Any medical device implanted in the body or in contact with flowing blood faces two critical challenges that can threaten the life of the patient the device is meant to help: blood clotting and bacterial infection. But, a team of scientists at the Wyss Institute for Biologically Inspired Engineering at Harvard, Boston, say they may have a solution. The researchers have developed a new surface coating for medical devices using FDA-approved materials. The coating not only repelled blood from more than 20 medically relevant substrates the team tested, but also suppressed biofilm formation. And, the team’s implanted medical-grade tubing and catheters coated with the material prevented blood from clotting for at least eight hours without the use of blood thinners such as heparin.

This scanning electron microscope image shows how red blood cells coagulate to form a blood clot. (Credit: James Weaver, Harvard’s Wyss Institute)

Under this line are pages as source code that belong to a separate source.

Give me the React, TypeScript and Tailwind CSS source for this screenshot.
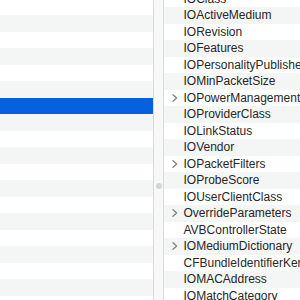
import React from 'react';

const keys: { name: string; expandable?: boolean }[] = [
  { name: 'IOClass' },
  { name: 'IOActiveMedium' },
  { name: 'IORevision' },
  { name: 'IOFeatures' },
  { name: 'IOPersonalityPublisher' },
  { name: 'IOMinPacketSize' },
  { name: 'IOPowerManagement', expandable: true },
  { name: 'IOProviderClass' },
  { name: 'IOLinkStatus' },
  { name: 'IOVendor' },
  { name: 'IOPacketFilters', expandable: true },
  { name: 'IOProbeScore' },
  { name: 'IOUserClientClass' },
  { name: 'OverrideParameters', expandable: true },
  { name: 'AVBControllerState' },
  { name: 'IOMediumDictionary', expandable: true },
  { name: 'CFBundleIdentifierKernel' },
  { name: 'IOMACAddress' },
  { name: 'IOMatchCategory' },
];

const Chevron = () => (
  <svg width="6" height="8" viewBox="0 0 6 8" className="absolute left-[7.5px] top-1/2 -translate-y-1/2">
    <path d="M1 0.7 L4.6 4 L1 7.3" fill="none" stroke="#7d7d7d" strokeWidth="1.2" strokeLinecap="round" strokeLinejoin="round" />
  </svg>
);

export default function App() {
  return (
    <div className="flex h-[300px] w-[300px] overflow-hidden bg-white" style={{ fontFamily: '"Liberation Sans", Arial, sans-serif' }}>
      <div className="w-[153px] shrink-0 -mt-[1.5px]">
        {Array.from({ length: 20 }).map((_, i) => (
          <div
            key={i}
            className={
              i === 6
                ? 'h-[16.5px] bg-[#0760dd]'
                : i % 2 === 1
                ? 'h-[16.5px] bg-[#f4f5f5]'
                : 'h-[16.5px] bg-white'
            }
          />
        ))}
      </div>
      <div className="relative w-[11px] shrink-0 border-x border-[#dadada] bg-[#f8f8f8]">
        <div className="absolute left-[2px] top-[183px] h-[6px] w-[6px] rounded-full bg-[#d4d4d4]" />
      </div>
      <div className="min-w-0 flex-1 -mt-[9.5px]">
        {keys.map((k, i) => (
          <div
            key={k.name}
            className={`relative flex h-[16.5px] items-center whitespace-nowrap pl-[19.5px] text-[12px] text-[#262626] ${
              i % 2 === 1 ? 'bg-[#f4f5f5]' : 'bg-white'
            }`}
          >
            {k.expandable && <Chevron />}
            {k.name}
          </div>
        ))}
      </div>
    </div>
  );
}
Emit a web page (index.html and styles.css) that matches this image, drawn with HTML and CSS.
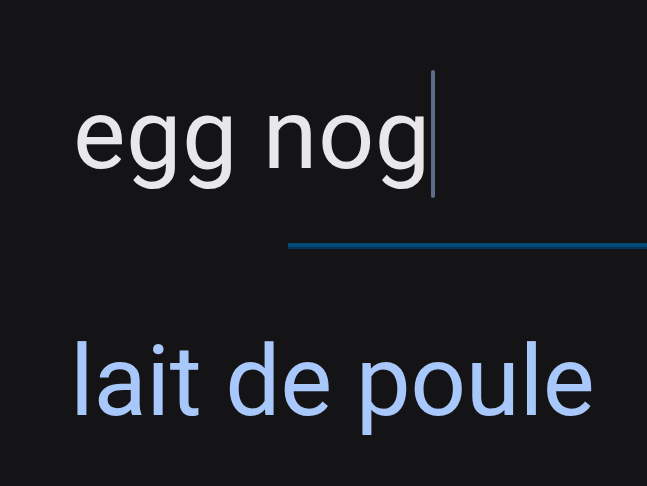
FILE: index.html
```html
<!DOCTYPE html>
<html lang="en">
<head>
  <meta charset="UTF-8" />
  <title>Translate</title>
  <link rel="stylesheet" href="styles.css">
</head>
<body>

<div class="panel">
  <div class="source">
    <span class="source-text">egg nog</span><span class="caret"></span>
  </div>

  <div class="divider"></div>

  <div class="result">lait de poule</div>
</div>

</body>
</html>
```

FILE: styles.css
```css
* { margin: 0; padding: 0; box-sizing: border-box; }

body {
  background: #141416;
  font-family: Roboto, 'Noto Sans', sans-serif;
  height: 100vh;
  overflow: hidden;
}

.panel {
  display: flex;
  flex-direction: column;
  padding-left: 70px;
}

.source {
  display: flex;
  align-items: center;
  height: 128px;
  margin-top: 70px;
  padding-left: 3px;
}

.source-text {
  font-size: 99px;
  line-height: 1;
  letter-spacing: 0.4px;
  color: #e8e8ea;
}

.caret {
  width: 4px;
  height: 128px;
  border-radius: 2px;
  background: #5d6c88;
}

.divider {
  margin: 45px 0 0 218px;
  height: 6px;
  background: #024a78;
  border-bottom: 2px solid #03365a;
}

.result {
  margin-top: 74px;
  font-size: 98px;
  line-height: 1.2;
  letter-spacing: -0.4px;
  color: #a8c7fa;
}
```
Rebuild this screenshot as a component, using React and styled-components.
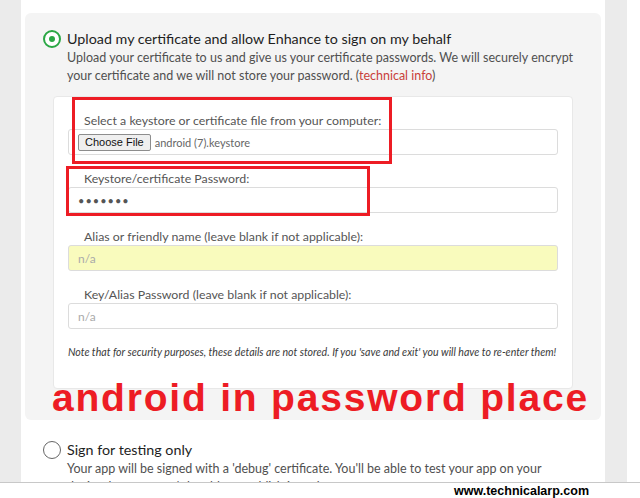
import React from "react";
import styled, { createGlobalStyle, css } from "styled-components";

const Global = createGlobalStyle`
  html, body { margin: 0; padding: 0; background: #ffffff; }
  body { font-family: Lato, "Open Sans", sans-serif; color: #222; }
  * { box-sizing: border-box; }
`;

const Page = styled.div`
  width: 640px;
  height: 498px;
  display: flex;
  flex-direction: column;
  overflow: hidden;
`;

const Main = styled.div`
  height: 482px;
  display: flex;
  overflow: hidden;
`;

const Strip = styled.div`
  flex: 0 0 ${(p) => p.$w}px;
  background: ${(p) => (p.$gray ? "#ebebeb" : "#ffffff")};
`;

const Content = styled.div`
  flex: 0 0 584px;
  background: #ffffff;
  padding: 13px 4px 0;
`;

const Option = styled.div`
  position: relative;
  padding: ${(p) => (p.$selected ? "16px 20px 31px 18px" : "20px 20px 0 18px")};
  ${(p) =>
    p.$selected &&
    css`
      background: #f4f4f4;
      border-radius: 6px;
    `}
`;

const OptionHead = styled.label`
  display: flex;
  align-items: center;
  gap: 6px;
  height: 20px;
`;

const Radio = styled.span`
  flex: 0 0 18px;
  width: 18px;
  height: 18px;
  border-radius: 50%;
  display: flex;
  align-items: center;
  justify-content: center;
  border: ${(p) => (p.$checked ? "2px solid #2aa744" : "1.5px solid #666")};
  background: #ffffff;
  &::after {
    content: "";
    display: ${(p) => (p.$checked ? "block" : "none")};
    width: 6px;
    height: 6px;
    border-radius: 50%;
    background: #2aa744;
  }
`;

const OptionTitle = styled.span`
  font-size: 14.3px;
  line-height: 20px;
  color: #1e1e1e;
`;

const OptionDesc = styled.p`
  margin: 0;
  padding-left: 24px;
  font-size: 12.5px;
  line-height: 18px;
  color: #505050;
`;

const Link = styled.a`
  color: #c9403a;
  text-decoration: none;
`;

const Card = styled.div`
  position: relative;
  margin: 11px 8px 0 10px;
  padding: 16px 14px 29px;
  background: #ffffff;
  border: 1px solid #e8e8e8;
  border-radius: 4px;
`;

const Field = styled.div`
  margin-bottom: 16px;
`;

const Label = styled.div`
  padding-left: 16px;
  font-size: 12.35px;
  line-height: 16px;
  color: #555;
`;

const boxBase = css`
  display: flex;
  align-items: center;
  width: 100%;
  height: 26px;
  border: 1px solid #dcdcdc;
  border-radius: 3px;
  background: ${(p) => (p.$autofill ? "#f9fbbd" : "#ffffff")};
`;

const FileBox = styled.div`
  ${boxBase};
  padding: 0 9px;
  gap: 4px;
`;

const FileButton = styled.span`
  display: inline-flex;
  align-items: center;
  height: 17px;
  padding: 0 6px;
  font-family: "Liberation Sans", Arial, sans-serif;
  font-size: 11px;
  color: #111;
  background: #efefef;
  border: 1px solid #8d8d8d;
  border-radius: 2px;
`;

const FileName = styled.span`
  font-size: 11px;
  color: #666;
`;

const Input = styled.input`
  ${boxBase};
  padding: 0 9px;
  font-family: Lato, sans-serif;
  font-size: 12px;
  color: #444;
  outline: none;
  &::placeholder {
    color: #aaa;
  }
  ${(p) =>
    p.type === "password" &&
    css`
      font-size: 11px;
      letter-spacing: 1px;
      color: #555;
    `}
`;

const Note = styled.p`
  margin: 2px 0 0;
  font-size: 10.6px;
  line-height: 14px;
  font-style: italic;
  color: #3a3a3a;
  white-space: nowrap;
`;

const Marker = styled.div`
  position: absolute;
  border: 3px solid #ed1c24;
  pointer-events: none;
`;

const Callout = styled.div`
  position: absolute;
  left: 27px;
  top: 365px;
  font-family: "Liberation Sans", Arial, sans-serif;
  font-weight: 700;
  font-size: 39px;
  line-height: 39px;
  letter-spacing: 1.8px;
  color: #ed1c24;
  white-space: nowrap;
  pointer-events: none;
`;

const Footer = styled.div`
  height: 16px;
  border-top: 1px solid #c8c8c8;
  display: flex;
  align-items: center;
  justify-content: flex-end;
  padding-right: 51px;
  font-family: "Liberation Sans", Arial, sans-serif;
  font-weight: 700;
  font-size: 12.5px;
  color: #000;
  background: #fff;
`;

export default function App() {
  return (
    <Page>
      <Global />
      <Main>
        <Strip $w={21} $gray />
        <Content>
          <Option $selected>
            <OptionHead>
              <Radio $checked />
              <OptionTitle>Upload my certificate and allow Enhance to sign on my behalf</OptionTitle>
            </OptionHead>
            <OptionDesc>
              Upload your certificate to us and give us your certificate passwords. We will securely encrypt
              your certificate and we will not store your password. (<Link>technical info</Link>)
            </OptionDesc>
            <Card>
              <Field>
                <Label>Select a keystore or certificate file from your computer:</Label>
                <FileBox>
                  <FileButton>Choose File</FileButton>
                  <FileName>android (7).keystore</FileName>
                </FileBox>
              </Field>
              <Field>
                <Label>Keystore/certificate Password:</Label>
                <Input type="password" defaultValue="android" readOnly />
              </Field>
              <Field>
                <Label>Alias or friendly name (leave blank if not applicable):</Label>
                <Input $autofill placeholder="n/a" readOnly />
              </Field>
              <Field>
                <Label>Key/Alias Password (leave blank if not applicable):</Label>
                <Input placeholder="n/a" readOnly />
              </Field>
              <Note>
                Note that for security purposes, these details are not stored. If you 'save and exit' you will have
                to re-enter them!
              </Note>
              <Marker style={{ left: 18, top: 0, width: 320, height: 67 }} />
              <Marker style={{ left: 12, top: 69, width: 304, height: 50 }} />
            </Card>
            <Callout>android in password place</Callout>
          </Option>
          <Option>
            <OptionHead>
              <Radio />
              <OptionTitle>Sign for testing only</OptionTitle>
            </OptionHead>
            <OptionDesc>
              Your app will be signed with a 'debug' certificate. You'll be able to test your app on your
              device, but you won't be able to publish it to the app stores.
            </OptionDesc>
          </Option>
        </Content>
        <Strip $w={22} $gray />
        <Strip $w={13} />
      </Main>
      <Footer>www.technicalarp.com</Footer>
    </Page>
  );
}
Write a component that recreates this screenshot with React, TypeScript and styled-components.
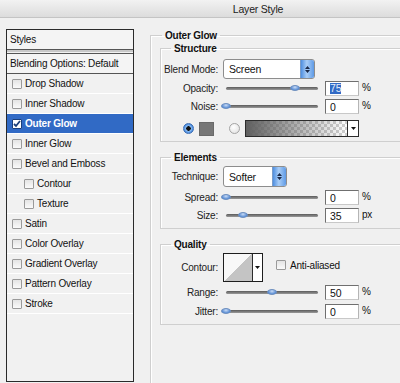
import React from 'react';
import styled, { createGlobalStyle } from 'styled-components';

const GlobalStyle = createGlobalStyle`
  html, body {
    margin: 0;
    padding: 0;
    background: #f0f0f0;
  }
  body {
    font-family: 'Liberation Sans', Arial, sans-serif;
    font-size: 10px;
    letter-spacing: -0.2px;
    color: #111;
  }
`;

const Window = styled.div`
  width: 400px;
  height: 383px;
  overflow: hidden;
  background: #f0f0f0;
  display: flex;
  flex-direction: column;
`;

const TitleBar = styled.div`
  height: 17px;
  flex: none;
  display: flex;
  align-items: center;
  justify-content: center;
  padding-left: 116px;
  background: linear-gradient(#f2f2f2, #dcdcdc);
  border-bottom: 1px solid #c4c4c4;
  font-size: 10.5px;
  color: #222;
`;

const Body = styled.div`
  display: flex;
  align-items: flex-start;
  padding: 11px 0 0 6px;
`;

/* ---------- left styles list ---------- */

const StylesPanel = styled.div`
  width: 126px;
  height: 351px;
  flex: none;
  border: 1px solid #2a2a2a;
  background: #f1f1f1;
`;

const PanelHeader = styled.div<{ $last?: boolean }>`
  height: 19px;
  display: flex;
  align-items: center;
  padding-left: 3px;
  background: #f4f4f4;
  border-bottom: 1px solid #555;
  ${(p) => (p.$last ? '' : 'margin-bottom: 3px; box-shadow: 0 1px 0 #c8c8c8, 0 2px 0 #c8c8c8;')}
  ${(p) => (p.$last ? 'border-top: 1px solid #555;' : '')}
`;

const StyleItem = styled.div<{ $active?: boolean; $indent?: boolean }>`
  height: 19px;
  display: flex;
  align-items: center;
  padding-left: ${(p) => (p.$indent ? 17 : 5)}px;
  border-bottom: 1px solid #fff;
  background: ${(p) => (p.$active ? '#316ac5' : 'transparent')};
  color: ${(p) => (p.$active ? '#fff' : '#111')};
  font-weight: ${(p) => (p.$active ? 700 : 400)};
  gap: 3px;
`;

const Check = styled.span<{ $checked?: boolean }>`
  width: 8px;
  height: 8px;
  flex: none;
  border: 1px solid ${(p) => (p.$checked ? '#1c3f7a' : '#9a9a9a')};
  border-radius: 1px;
  background: ${(p) => (p.$checked ? '#fff' : 'linear-gradient(#e4e4e4, #fafafa)')};
  position: relative;
  svg {
    position: absolute;
    left: 0;
    top: 0;
  }
`;

/* ---------- right settings ---------- */

const Group = styled.fieldset<{ $outer?: boolean }>`
  margin: 0 0 ${(p) => (p.$outer ? 0 : 9)}px 0;
  padding: 0 0 ${(p) => (p.$outer ? 0 : 5)}px ${(p) => (p.$outer ? 9 : 0)}px;
  border: 1px solid #cfcfcf;
  border-right: none;
  box-shadow: inset 1px 1px 0 #fff;
  min-width: 0;
  ${(p) => (p.$outer ? 'width: 300px; height: 420px; margin-left: 16px;' : '')}
`;

const Legend = styled.legend<{ $offset: number }>`
  font-weight: 700;
  padding: 0 3px;
  margin-left: ${(p) => p.$offset}px;
  line-height: 13px;
`;

const Row = styled.div<{ $h: number; $mt: number; $indent?: number }>`
  display: flex;
  align-items: center;
  height: ${(p) => p.$h}px;
  margin-top: ${(p) => p.$mt}px;
  padding-left: ${(p) => p.$indent ?? 0}px;
`;

const Label = styled.span`
  width: 57px;
  flex: none;
  text-align: right;
  margin-right: 5px;
  color: #222;
`;

const Select = styled.div<{ $w: number; $h: number }>`
  width: ${(p) => p.$w}px;
  height: ${(p) => p.$h}px;
  box-sizing: border-box;
  display: flex;
  align-items: center;
  border: 1px solid #8d8d8d;
  border-radius: 3px;
  background: #fff;
  padding-left: 5px;
  font-size: 10.5px;
  overflow: hidden;
`;

const SelectText = styled.span`
  flex: 1;
`;

const SpinButton = styled.span`
  width: 13px;
  align-self: stretch;
  background: linear-gradient(90deg, #4f8fe0, #a9cdf6 45%, #5e9ae6);
  border-left: 1px solid #7a9cc8;
  display: flex;
  align-items: center;
  justify-content: center;
`;

const Slider = styled.div<{ $value: number }>`
  width: 92px;
  height: 3px;
  margin-left: 3px;
  margin-right: 7px;
  border-radius: 2px;
  background: linear-gradient(#5a5a5a, #9a9a9a);
  position: relative;
  &::after {
    content: '';
    position: absolute;
    top: -2px;
    left: calc(${(p) => p.$value}% - 5px);
    width: 10px;
    height: 6px;
    border-radius: 50%;
    background: radial-gradient(ellipse at 50% 30%, #c9dcf6, #5c8ed4 70%);
    border: 1px solid #6e8fbf;
    box-sizing: border-box;
  }
`;

const NumField = styled.div`
  width: 34px;
  height: 15px;
  box-sizing: border-box;
  border: 1px solid #6f6f6f;
  border-right-color: #b5b5b5;
  border-bottom-color: #c8c8c8;
  background: #fff;
  display: flex;
  align-items: center;
  padding-left: 4px;
  font-size: 10.5px;
`;

const Selected = styled.span`
  background: #316ac5;
  color: #e8eefa;
  line-height: 11px;
`;

const Unit = styled.span`
  margin-left: 3px;
  margin-top: -2px;
`;

const Radio = styled.span<{ $on?: boolean }>`
  width: 11px;
  height: 11px;
  box-sizing: border-box;
  border-radius: 50%;
  flex: none;
  border: 1px solid ${(p) => (p.$on ? '#3d6fb4' : '#a4a4a4')};
  background: ${(p) =>
    p.$on
      ? 'radial-gradient(circle, #111 0 2px, #8ec0f4 2.5px, #3b7dd8 5px)'
      : 'radial-gradient(circle at 40% 35%, #fff, #dedede)'};
`;

const Swatch = styled.span`
  width: 15px;
  height: 14px;
  margin-left: 5px;
  margin-right: 15px;
  background: #777;
  border: 1px solid #6a6a6a;
  box-sizing: border-box;
`;

const GradientPicker = styled.div`
  display: flex;
  margin-left: 5px;
  height: 15px;
  border: 1px solid #2c2c2c;
`;

const GradientBar = styled.span`
  width: 101px;
  background-image: linear-gradient(90deg, #606060, rgba(96, 96, 96, 0.55) 45%, rgba(96, 96, 96, 0)),
    repeating-conic-gradient(#cfcfcf 0 25%, #fff 0 50%);
  background-size: 100% 100%, 6px 6px;
`;

const ArrowBox = styled.span<{ $w?: number }>`
  width: ${(p) => p.$w ?? 10}px;
  background: #fff;
  border-left: 1px solid #2c2c2c;
  display: flex;
  align-items: center;
  justify-content: center;
`;

const ContourBox = styled.div`
  display: flex;
  height: 29px;
  border: 1px solid #1e1e1e;
  box-sizing: border-box;
  background: #fff;
`;

const ContourPreview = styled.span`
  width: 28px;
  background: linear-gradient(to top left, #c4c4c4 50%, #f8f8f8 50%);
`;

const CheckLabel = styled.span`
  margin-left: 13px;
  display: flex;
  align-items: center;
  gap: 4px;
  margin-top: -5px;
`;

const Sections = styled.div`
  width: 300px;
`;

const DownArrow = () => (
  <svg width="5" height="3" viewBox="0 0 5 3">
    <path d="M0 0h5L2.5 3z" fill="#111" />
  </svg>
);

const UpDown = () => (
  <svg width="5" height="9" viewBox="0 0 5 9">
    <path d="M0 4h5L2.5 1z M0 5h5L2.5 8z" fill="#1a2a4a" />
  </svg>
);

const styleItems = [
  { name: 'Drop Shadow' },
  { name: 'Inner Shadow' },
  { name: 'Outer Glow', active: true },
  { name: 'Inner Glow' },
  { name: 'Bevel and Emboss' },
  { name: 'Contour', indent: true },
  { name: 'Texture', indent: true },
  { name: 'Satin' },
  { name: 'Color Overlay' },
  { name: 'Gradient Overlay' },
  { name: 'Pattern Overlay' },
  { name: 'Stroke' },
];

const App = () => {
  return (
    <Window>
      <GlobalStyle />
      <TitleBar>Layer Style</TitleBar>
      <Body>
        <StylesPanel>
          <PanelHeader>Styles</PanelHeader>
          <PanelHeader $last>Blending Options: Default</PanelHeader>
          {styleItems.map((item) => (
            <StyleItem key={item.name} $active={item.active} $indent={item.indent}>
              <Check $checked={item.active}>
                {item.active && (
                  <svg width="8" height="8" viewBox="0 0 8 8">
                    <path d="M1 4l2 2 4-5" stroke="#1c3f7a" strokeWidth="1.8" fill="none" />
                  </svg>
                )}
              </Check>
              {item.name}
            </StyleItem>
          ))}
        </StylesPanel>

        <Group $outer>
          <Legend $offset={2}>Outer Glow</Legend>
          <Sections>
            <Group>
              <Legend $offset={10}>Structure</Legend>
              <Row $h={20} $mt={4}>
                <Label>Blend Mode:</Label>
                <Select $w={92} $h={20}>
                  <SelectText>Screen</SelectText>
                  <SpinButton>
                    <UpDown />
                  </SpinButton>
                </Select>
              </Row>
              <Row $h={15} $mt={2}>
                <Label>Opacity:</Label>
                <Slider $value={75} />
                <NumField>
                  <Selected>75</Selected>
                </NumField>
                <Unit>%</Unit>
              </Row>
              <Row $h={15} $mt={3}>
                <Label>Noise:</Label>
                <Slider $value={0} />
                <NumField>0</NumField>
                <Unit>%</Unit>
              </Row>
              <Row $h={15} $mt={7} $indent={22}>
                <Radio $on />
                <Swatch />
                <Radio />
                <GradientPicker>
                  <GradientBar />
                  <ArrowBox>
                    <DownArrow />
                  </ArrowBox>
                </GradientPicker>
              </Row>
            </Group>

            <Group>
              <Legend $offset={10}>Elements</Legend>
              <Row $h={21} $mt={2}>
                <Label>Technique:</Label>
                <Select $w={64} $h={21}>
                  <SelectText>Softer</SelectText>
                  <SpinButton>
                    <UpDown />
                  </SpinButton>
                </Select>
              </Row>
              <Row $h={15} $mt={3}>
                <Label>Spread:</Label>
                <Slider $value={0} />
                <NumField>0</NumField>
                <Unit>%</Unit>
              </Row>
              <Row $h={15} $mt={3}>
                <Label>Size:</Label>
                <Slider $value={18} />
                <NumField>35</NumField>
                <Unit>px</Unit>
              </Row>
            </Group>

            <Group>
              <Legend $offset={10}>Quality</Legend>
              <Row $h={29} $mt={2}>
                <Label>Contour:</Label>
                <ContourBox>
                  <ContourPreview />
                  <ArrowBox $w={9}>
                    <DownArrow />
                  </ArrowBox>
                </ContourBox>
                <CheckLabel>
                  <Check />
                  Anti-aliased
                </CheckLabel>
              </Row>
              <Row $h={15} $mt={3}>
                <Label>Range:</Label>
                <Slider $value={50} />
                <NumField>50</NumField>
                <Unit>%</Unit>
              </Row>
              <Row $h={15} $mt={4}>
                <Label>Jitter:</Label>
                <Slider $value={0} />
                <NumField>0</NumField>
                <Unit>%</Unit>
              </Row>
            </Group>
          </Sections>
        </Group>
      </Body>
    </Window>
  );
};

export default App;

The idea for the coating evolved from Slippery Liquid–Infused Porous Surfaces (SLIPS), a pioneering surface technology developed at Harvard. Inspired by the carnivorous pitcher plant, SLIPS repels nearly any material it contacts. The liquid layer on the surface provides a barrier to everything from ice to crude oil and blood.

The Wyss team developed a super-repellent coating that can be adhered to existing, approved medical devices. In a two-step surface-coating process, they chemically attached a monolayer of perfluorocarbon. Then they added a layer of liquid perfluorocarbon, which is widely used in medicine for applications such as liquid ventilation for infants with breathing challenges, blood substitution, eye surgery, and more. The team calls the tethered perfluorocarbon plus the liquid layer a Tethered–Liquid Perfluorocarbon surface, or TLP for short.

In addition to working seamlessly when coated on more than 20 different medical surfaces and lasting for more than eight hours to prevent clots in a pig under relatively high blood flow rates without the use of heparin, the TLP coating achieved the following results:

  • TLP-treated medical tubing was stored for more than a year under normal temperature and humidity conditions and still prevented clot formation
  • The TLP surface remained stable under the full range of clinically relevant physiological shear stresses, or rates of blood flow seen in catheters and central lines, all the way up to dialysis machines
  • It repelled the components of blood that cause clotting (fibrin and platelets)
  • When bacteria called Pseudomonas aeruginosa were grown in TLP-coated medical tubing for more than six weeks, less than one in a billion bacteria were able to adhere. Central lines coated with TLP significantly reduce sepsis from Central–Line Mediated Bloodstream Infections.